*Task requirements:* Write out all the lines again, precisely as they stand, but without the images.

*Collected material:*
BEGIN
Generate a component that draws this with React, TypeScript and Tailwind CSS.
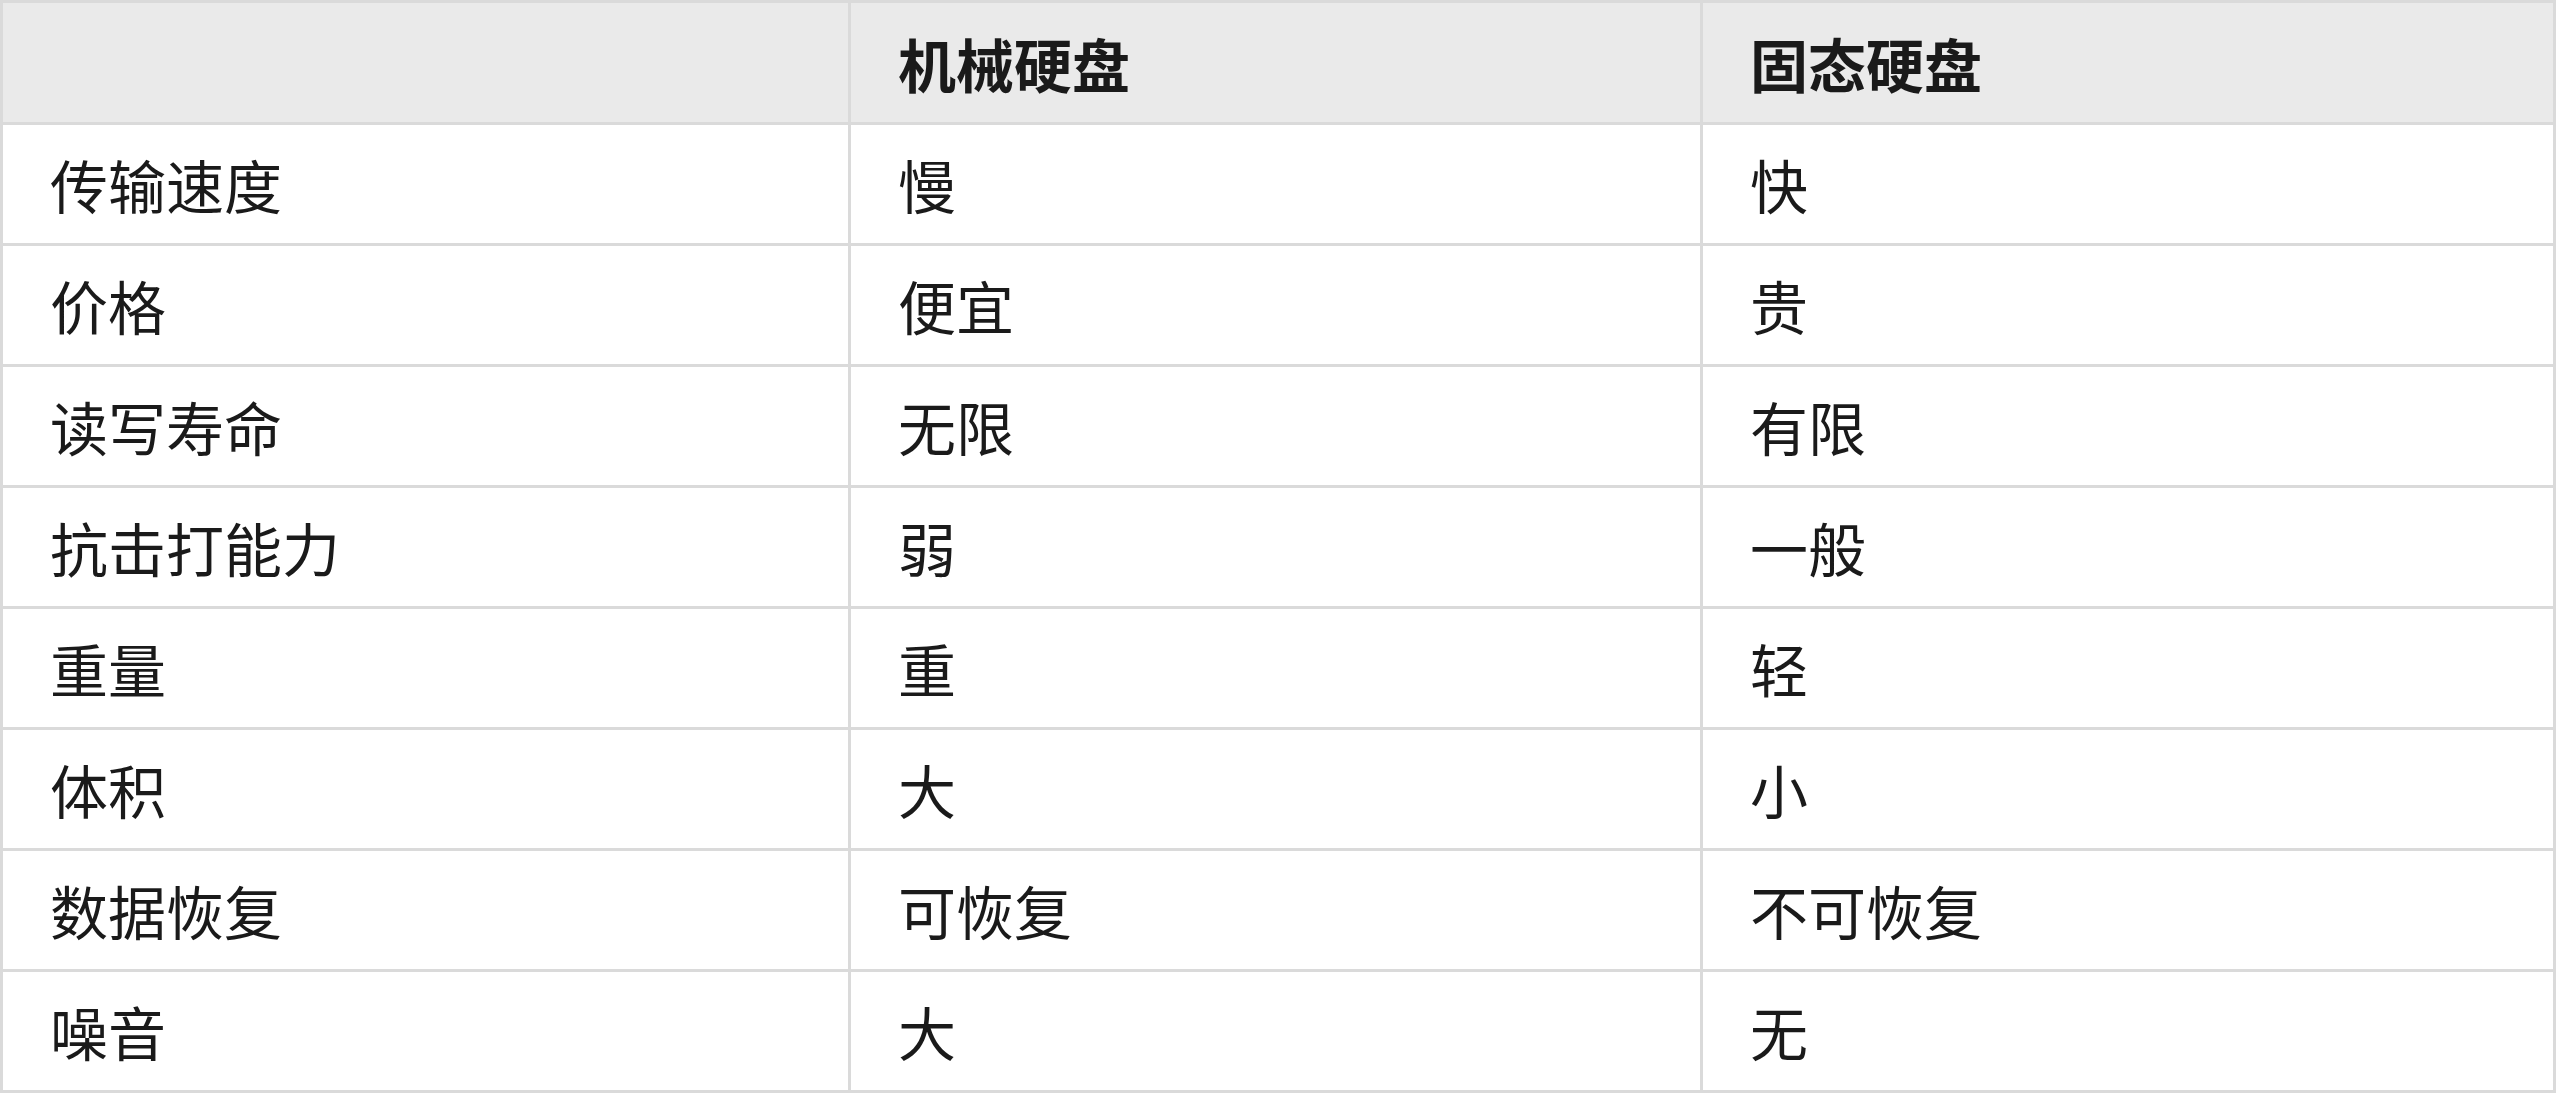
const headers = ["", "机械硬盘", "固态硬盘"];

const rows: [string, string, string][] = [
  ["传输速度", "慢", "快"],
  ["价格", "便宜", "贵"],
  ["读写寿命", "无限", "有限"],
  ["抗击打能力", "弱", "一般"],
  ["重量", "重", "轻"],
  ["体积", "大", "小"],
  ["数据恢复", "可恢复", "不可恢复"],
  ["噪音", "大", "无"],
];

export default function App() {
  return (
    <div
      className="min-h-screen bg-white text-[#1a1a1a]"
      style={{ fontFamily: '"Noto Sans CJK SC", "Noto Sans", sans-serif' }}
    >
      <div className="w-[2556px] bg-[#dadada] p-[3px] grid grid-cols-[845px_849px_850px] gap-[3px] grid-rows-[119px_repeat(8,118px)]">
        {headers.map((h, i) => (
          <div
            key={"h" + i}
            className="bg-[#eaeaea] flex items-center pl-[47px] text-[58px] font-bold leading-none"
          >
            {h}
          </div>
        ))}
        {rows.map((row, r) =>
          row.map((cell, c) => (
            <div
              key={r + "-" + c}
              className="bg-white flex items-center pl-[47px] text-[58px] leading-none"
            >
              {cell}
            </div>
          ))
        )}
      </div>
    </div>
  );
}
END
*Solution:*
Generate a component that draws this with React, TypeScript and Tailwind CSS.
const headers = ["", "机械硬盘", "固态硬盘"];

const rows: [string, string, string][] = [
  ["传输速度", "慢", "快"],
  ["价格", "便宜", "贵"],
  ["读写寿命", "无限", "有限"],
  ["抗击打能力", "弱", "一般"],
  ["重量", "重", "轻"],
  ["体积", "大", "小"],
  ["数据恢复", "可恢复", "不可恢复"],
  ["噪音", "大", "无"],
];

export default function App() {
  return (
    <div
      className="min-h-screen bg-white text-[#1a1a1a]"
      style={{ fontFamily: '"Noto Sans CJK SC", "Noto Sans", sans-serif' }}
    >
      <div className="w-[2556px] bg-[#dadada] p-[3px] grid grid-cols-[845px_849px_850px] gap-[3px] grid-rows-[119px_repeat(8,118px)]">
        {headers.map((h, i) => (
          <div
            key={"h" + i}
            className="bg-[#eaeaea] flex items-center pl-[47px] text-[58px] font-bold leading-none"
          >
            {h}
          </div>
        ))}
        {rows.map((row, r) =>
          row.map((cell, c) => (
            <div
              key={r + "-" + c}
              className="bg-white flex items-center pl-[47px] text-[58px] leading-none"
            >
              {cell}
            </div>
          ))
        )}
      </div>
    </div>
  );
}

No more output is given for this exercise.